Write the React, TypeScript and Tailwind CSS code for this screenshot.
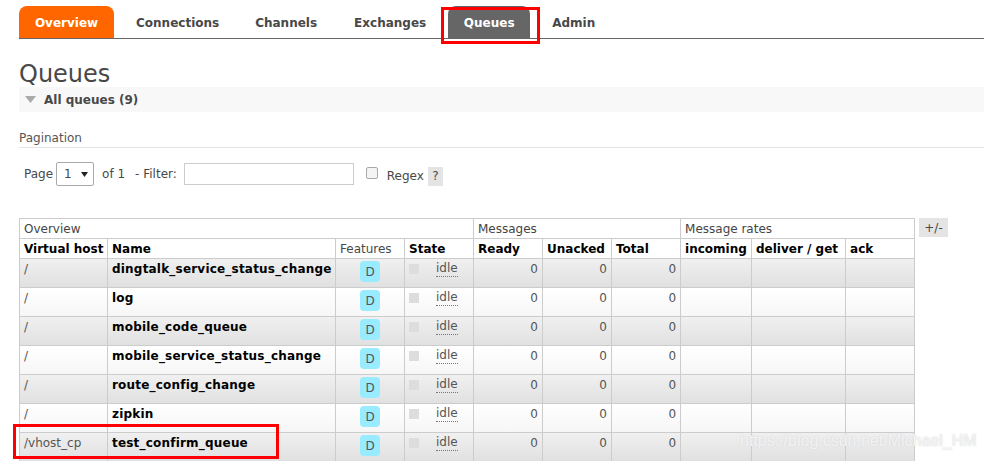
const tabs = ['Connections', 'Channels', 'Exchanges'];

const queues = [
  { vhost: '/', name: 'dingtalk_service_status_change' },
  { vhost: '/', name: 'log' },
  { vhost: '/', name: 'mobile_code_queue' },
  { vhost: '/', name: 'mobile_service_status_change' },
  { vhost: '/', name: 'route_config_change' },
  { vhost: '/', name: 'zipkin' },
  { vhost: '/vhost_cp', name: 'test_confirm_queue' },
];

const cell = 'border border-[#ccc] px-[4px] align-top';
const head = 'border border-[#ccc] px-[4px] text-left font-bold text-black whitespace-nowrap h-[20px] leading-[18px]';
const group = 'border border-[#ccc] px-[4px] text-left font-normal text-[#444] whitespace-nowrap h-[20px] leading-[18px]';
const num = 'border border-[#ccc] px-[4px] pt-[1px] align-top text-right text-[#555]';

export default function App() {
  return (
    <div className="relative h-[461px] w-[984px] overflow-hidden bg-white text-[12px] text-[#484848] font-['DejaVu_Sans',Verdana,sans-serif]">
      {/* Nav */}
      <div className="mx-[19px] mt-[6px] flex h-[33px] w-[965px] items-stretch border-b border-[#666] pt-[1px] font-bold text-[#484848]">
        <div className="-mt-[1px] flex w-[95px] items-center justify-center rounded-t-[8px] bg-[#f60] pt-[1px] text-white">Overview</div>
        <div className="ml-[22px] flex items-center">{tabs[0]}</div>
        <div className="ml-[36px] flex items-center">{tabs[1]}</div>
        <div className="ml-[37px] flex items-center">{tabs[2]}</div>
        <div className="ml-[22px] -mt-[1px] flex w-[82px] items-center justify-center rounded-t-[8px] bg-[#666] pt-[1px] text-white">Queues</div>
        <div className="ml-[22px] flex items-center">Admin</div>
      </div>

      {/* Page heading */}
      <h1 className="ml-[19px] mt-[21px] h-[27px] text-[24px] leading-[28px] font-normal text-[#484848]">Queues</h1>
      <div className="ml-[19px] flex h-[25px] items-center bg-[#f8f8f8] pl-[6px]">
        <svg width="11" height="7" viewBox="0 0 11 7" className="mr-[8px]">
          <path d="M0 0h11L5.500 7z" fill="#aaa" />
        </svg>
        <span className="font-bold text-[#484848]">All queues (9)</span>
      </div>

      {/* Pagination */}
      <div className="ml-[19px] mt-[18px] h-[18px] border-b border-[#e4e4e4] pt-[1px] text-[12px] leading-[14px] text-[#555]">Pagination</div>
      <div className="ml-[24px] mt-[14px] flex h-[24px] items-center">
        <span>Page</span>
        <div className="ml-[3px] flex h-[24px] w-[38px] items-center justify-between rounded-[2px] border border-[#aaa] pl-[7px] pr-[5px]">
          <span className="text-[#484848]">1</span>
          <svg width="7" height="5" viewBox="0 0 7 5">
            <path d="M0 0h7L3.500 5z" fill="#222" />
          </svg>
        </div>
        <span className="ml-[8px]">of 1</span>
        <span className="ml-[10px]">- Filter:</span>
        <div className="ml-[7px] h-[22px] w-[170px] border border-[#ccc] bg-white" />
        <div className="ml-[12px] h-[12px] w-[12px] -translate-y-[1px] rounded-[2px] border border-[#aaa] bg-[#f4f4f4]" />
        <span className="ml-[9px] translate-y-[2px]">Regex</span>
        <span className="ml-[4px] flex h-[19px] w-[15px] translate-y-[2px] items-center justify-center bg-[#e4e4e4]">?</span>
      </div>

      {/* Table */}
      <div className="ml-[19px] mt-[32px] flex items-start">
        <table className="w-[895px] table-fixed border-collapse text-[12px]">
          <colgroup>
            <col className="w-[88px]" />
            <col className="w-[228px]" />
            <col className="w-[69px]" />
            <col className="w-[69px]" />
            <col className="w-[69px]" />
            <col className="w-[69px]" />
            <col className="w-[69px]" />
            <col className="w-[71px]" />
            <col className="w-[94px]" />
            <col className="w-[69px]" />
          </colgroup>
          <thead>
            <tr>
              <th colSpan={4} className={group}>Overview</th>
              <th colSpan={3} className={group}>Messages</th>
              <th colSpan={3} className={group}>Message rates</th>
            </tr>
            <tr>
              <th className={head}>Virtual host</th>
              <th className={head}>Name</th>
              <th className="border border-[#ccc] px-[4px] text-left font-normal text-[#484848]">Features</th>
              <th className={head}>State</th>
              <th className={head}>Ready</th>
              <th className={head}>Unacked</th>
              <th className={head}>Total</th>
              <th className={head}>incoming</th>
              <th className={head}>deliver / get</th>
              <th className={head}>ack</th>
            </tr>
          </thead>
          <tbody>
            {queues.map((q, i) => (
              <tr
                key={q.name}
                className={
                  i % 2 === 0
                    ? 'h-[29px] bg-linear-to-b from-[#f0f0f0] to-[#e0e0e0]'
                    : 'h-[29px] bg-linear-to-b from-white to-[#f6f6f6]'
                }
              >
                <td className={`${cell} pt-[1px] whitespace-nowrap text-[#555]`}>{q.vhost}</td>
                <td className={`${cell} pt-[1px] font-bold whitespace-nowrap tracking-[0.2px] text-black`}>{q.name}</td>
                <td className={`${cell} pt-[2px]`}>
                  <div className="mx-auto flex h-[21px] w-[20px] items-center justify-center rounded-[4px] bg-[#99ebff] text-[#555]">D</div>
                </td>
                <td className={`${cell} pt-[5px]`}>
                  <div className="flex items-start">
                    <span className="h-[10px] w-[10px] bg-[#ddd]" />
                    <span className="-mt-[3px] ml-[17px] border-b border-dotted border-[#777] leading-[15px] text-[#555]">idle</span>
                  </div>
                </td>
                <td className={num}>0</td>
                <td className={num}>0</td>
                <td className={num}>0</td>
                <td className={cell} />
                <td className={cell} />
                <td className={cell} />
              </tr>
            ))}
          </tbody>
        </table>
        <div className="ml-[4px] flex h-[19px] w-[29px] items-center justify-center bg-[#e4e4e4] text-[#484848]">+/-</div>
      </div>

      {/* Red annotations */}
      <div className="absolute left-[441px] top-[7px] h-[37px] w-[99px] border-[3px] border-[#f00]" />
      <div className="absolute left-[13px] top-[424px] h-[35px] w-[266px] border-[3px] border-[#f00]" />

      {/* Watermark */}
      <div className="absolute left-[740px] top-[432px] whitespace-nowrap text-[16px] leading-[18px] text-[#f3f3f3] [text-shadow:0_0_2px_#d0d0d0] font-['Liberation_Sans',Arial,sans-serif]">https://blog.csdn.net/Michael_HM</div>
    </div>
  );
}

**Exercise details**
Extract, word for word, each line from the top of the data down to and including the line with "const num = 'border"; skip the pictures.

**Response to this task**
Write the React, TypeScript and Tailwind CSS code for this screenshot.
const tabs = ['Connections', 'Channels', 'Exchanges'];

const queues = [
  { vhost: '/', name: 'dingtalk_service_status_change' },
  { vhost: '/', name: 'log' },
  { vhost: '/', name: 'mobile_code_queue' },
  { vhost: '/', name: 'mobile_service_status_change' },
  { vhost: '/', name: 'route_config_change' },
  { vhost: '/', name: 'zipkin' },
  { vhost: '/vhost_cp', name: 'test_confirm_queue' },
];

const cell = 'border border-[#ccc] px-[4px] align-top';
const head = 'border border-[#ccc] px-[4px] text-left font-bold text-black whitespace-nowrap h-[20px] leading-[18px]';
const group = 'border border-[#ccc] px-[4px] text-left font-normal text-[#444] whitespace-nowrap h-[20px] leading-[18px]';
const num = 'border border-[#ccc] px-[4px] pt-[1px] align-top text-right text-[#555]';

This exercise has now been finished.